The extended winter or late spring has delayed some migrations, and even though two whooping cranes were verified in North Dakota on March 29, it will probably still be later in April before all of these birds have worked their way through the state. Whenever that occurs, it's likely that I will have gone another year without seeing one of these endangered birds alive in the wild.
As a biologist, I practice what I preach and don't intentionally go out looking for whooping cranes as they make their way from Aransas National Wildlife Refuge in Texas to Wood Buffalo National Park in Canada. That's a distance of about 2,500 miles each way.
Every year, the Game and Fish Department and U.S. Fish and Wildlife Service put out a call for people to report sightings of these striking white birds, as a fair number of the 300 or so birds in the Aransas-Wood Buffalo population end up on the ground in North Dakota.
Biologists receive several dozen reports a year, and in spring, the first reports typically come in the first week of April, which probably won't be the case this year.
Within two or three weeks every spring, the birds all move through North Dakota.
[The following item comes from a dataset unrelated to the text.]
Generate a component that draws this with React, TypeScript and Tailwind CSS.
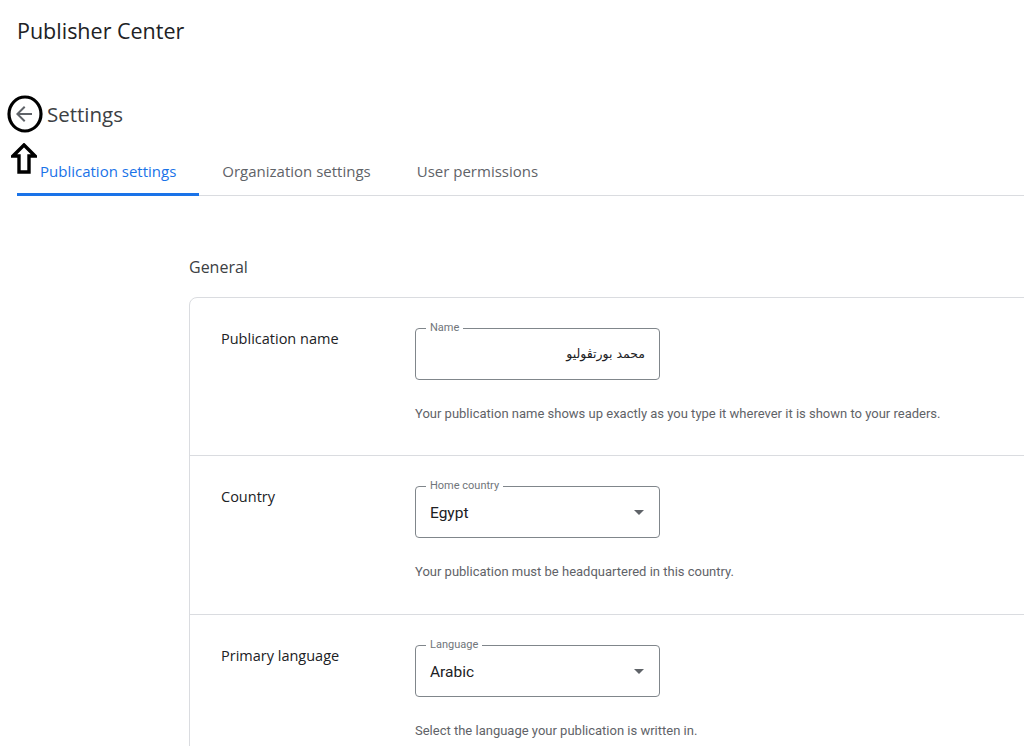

In the fall, the migration isn't as urgent, and reports can come in from late September stretching into late November, depending on weather.
Over the next few weeks as that spring migration occurs, some lucky people will get a chance to report sightings so the birds can be tracked.
These magnificent birds are regarded as unmistakable. I've seen them displayed in museums, and they stand about 5 feet tall and have a wingspan of about 7 feet from tip to tip.
They are bright white with black wing tips, which are visible only when the wings are outspread. In flight, they extend their long necks straight forward, while their long, slender legs extend out behind the tail. Whooping cranes typically migrate singly, or in groups of two to three birds and may be associated with sandhill cranes.
Other white birds such as snow geese, swans and egrets, often are mistaken for whooping cranes.
The most common misidentification is pelicans, because their wingspan is similar and they tuck their pouch in flight, leaving a silhouette similar to a crane when viewed from below.
Anyone sighting whoopers should not disturb them, but record the date, time, location and the birds' activity. Observers also should look closely for and report colored bands which may occur on one or both legs. Whooping cranes have been marked with colored leg bands to help determine their identity.
Whooping crane sightings should be reported to U.S. Fish and Wildlife Service offices at Lostwood (701) 848-2466 or Long Lake (701) 387-4397 national wildlife refuges, the North Dakota Game and Fish Department in Bismarck (701) 328-6300, or to local game wardens across the state.
Reports help biologists locate important whooping crane habitat areas, monitor marked birds, determine survival and population numbers and identify times and migration routes.